--- Job ---
Look through the data and write out every line with the word "styles" in it.

* BEGIN Material *

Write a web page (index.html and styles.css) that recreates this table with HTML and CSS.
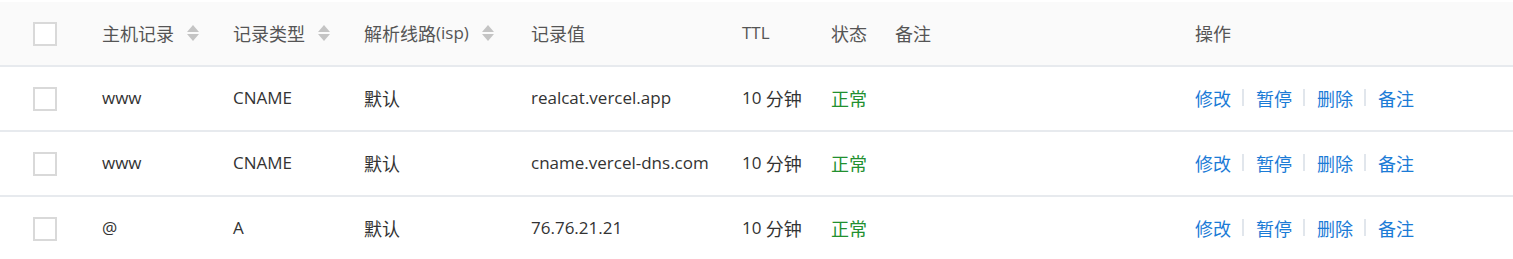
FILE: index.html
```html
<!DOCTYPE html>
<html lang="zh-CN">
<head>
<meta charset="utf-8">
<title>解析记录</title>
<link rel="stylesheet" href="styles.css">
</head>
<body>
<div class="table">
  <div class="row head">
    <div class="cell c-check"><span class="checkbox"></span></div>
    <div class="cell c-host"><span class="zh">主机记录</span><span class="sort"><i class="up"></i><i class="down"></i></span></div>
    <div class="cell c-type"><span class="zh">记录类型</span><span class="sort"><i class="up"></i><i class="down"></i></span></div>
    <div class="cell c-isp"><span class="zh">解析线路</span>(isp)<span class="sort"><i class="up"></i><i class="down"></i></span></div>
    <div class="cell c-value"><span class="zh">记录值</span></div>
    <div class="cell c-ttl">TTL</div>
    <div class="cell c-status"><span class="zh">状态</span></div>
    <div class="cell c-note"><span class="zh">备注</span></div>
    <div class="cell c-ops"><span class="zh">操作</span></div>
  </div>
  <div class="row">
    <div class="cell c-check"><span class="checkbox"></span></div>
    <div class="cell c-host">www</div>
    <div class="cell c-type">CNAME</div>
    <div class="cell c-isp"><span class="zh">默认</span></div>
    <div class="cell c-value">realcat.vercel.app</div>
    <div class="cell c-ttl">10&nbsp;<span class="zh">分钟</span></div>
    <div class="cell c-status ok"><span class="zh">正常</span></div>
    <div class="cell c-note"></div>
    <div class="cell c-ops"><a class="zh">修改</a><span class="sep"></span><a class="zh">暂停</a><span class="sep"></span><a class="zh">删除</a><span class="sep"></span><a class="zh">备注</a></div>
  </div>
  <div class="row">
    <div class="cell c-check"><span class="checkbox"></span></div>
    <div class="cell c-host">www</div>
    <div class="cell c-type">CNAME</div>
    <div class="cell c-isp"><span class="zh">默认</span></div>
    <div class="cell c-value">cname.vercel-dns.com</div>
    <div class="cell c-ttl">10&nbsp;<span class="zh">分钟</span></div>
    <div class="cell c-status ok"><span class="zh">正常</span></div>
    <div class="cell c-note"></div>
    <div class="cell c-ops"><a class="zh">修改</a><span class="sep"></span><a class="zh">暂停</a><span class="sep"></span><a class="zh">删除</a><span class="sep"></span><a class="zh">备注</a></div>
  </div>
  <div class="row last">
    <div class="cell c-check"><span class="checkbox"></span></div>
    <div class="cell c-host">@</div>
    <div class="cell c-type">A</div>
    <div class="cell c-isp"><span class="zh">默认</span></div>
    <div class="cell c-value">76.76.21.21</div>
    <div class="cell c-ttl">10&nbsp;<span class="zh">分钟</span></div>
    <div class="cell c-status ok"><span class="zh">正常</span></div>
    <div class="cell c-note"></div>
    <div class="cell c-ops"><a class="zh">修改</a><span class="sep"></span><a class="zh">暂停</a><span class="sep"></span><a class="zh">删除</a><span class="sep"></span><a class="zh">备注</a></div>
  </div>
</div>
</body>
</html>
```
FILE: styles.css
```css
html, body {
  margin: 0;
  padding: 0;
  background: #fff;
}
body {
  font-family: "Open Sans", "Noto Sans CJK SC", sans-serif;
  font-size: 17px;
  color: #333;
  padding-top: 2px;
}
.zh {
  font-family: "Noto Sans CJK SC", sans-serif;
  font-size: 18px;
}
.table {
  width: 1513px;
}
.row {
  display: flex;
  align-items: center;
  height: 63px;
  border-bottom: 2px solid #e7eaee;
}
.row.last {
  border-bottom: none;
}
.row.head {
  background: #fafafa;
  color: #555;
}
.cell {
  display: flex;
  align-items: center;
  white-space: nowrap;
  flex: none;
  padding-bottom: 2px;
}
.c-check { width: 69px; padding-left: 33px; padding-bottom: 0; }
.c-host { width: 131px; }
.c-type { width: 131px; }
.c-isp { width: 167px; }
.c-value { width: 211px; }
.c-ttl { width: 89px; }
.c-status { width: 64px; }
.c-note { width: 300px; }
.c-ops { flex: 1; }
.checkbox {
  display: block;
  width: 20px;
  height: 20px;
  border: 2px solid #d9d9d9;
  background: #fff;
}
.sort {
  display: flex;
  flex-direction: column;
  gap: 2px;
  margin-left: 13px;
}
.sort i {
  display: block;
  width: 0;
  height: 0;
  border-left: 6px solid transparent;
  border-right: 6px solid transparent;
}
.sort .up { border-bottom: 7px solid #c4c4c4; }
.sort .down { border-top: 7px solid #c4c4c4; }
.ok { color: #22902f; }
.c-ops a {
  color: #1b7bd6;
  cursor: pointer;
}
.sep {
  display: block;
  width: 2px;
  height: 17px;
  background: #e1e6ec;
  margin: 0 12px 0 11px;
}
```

* END Material *

--- Solved exercise ---
Write a web page (index.html and styles.css) that recreates this table with HTML and CSS.
<link rel="stylesheet" href="styles.css">
FILE: styles.css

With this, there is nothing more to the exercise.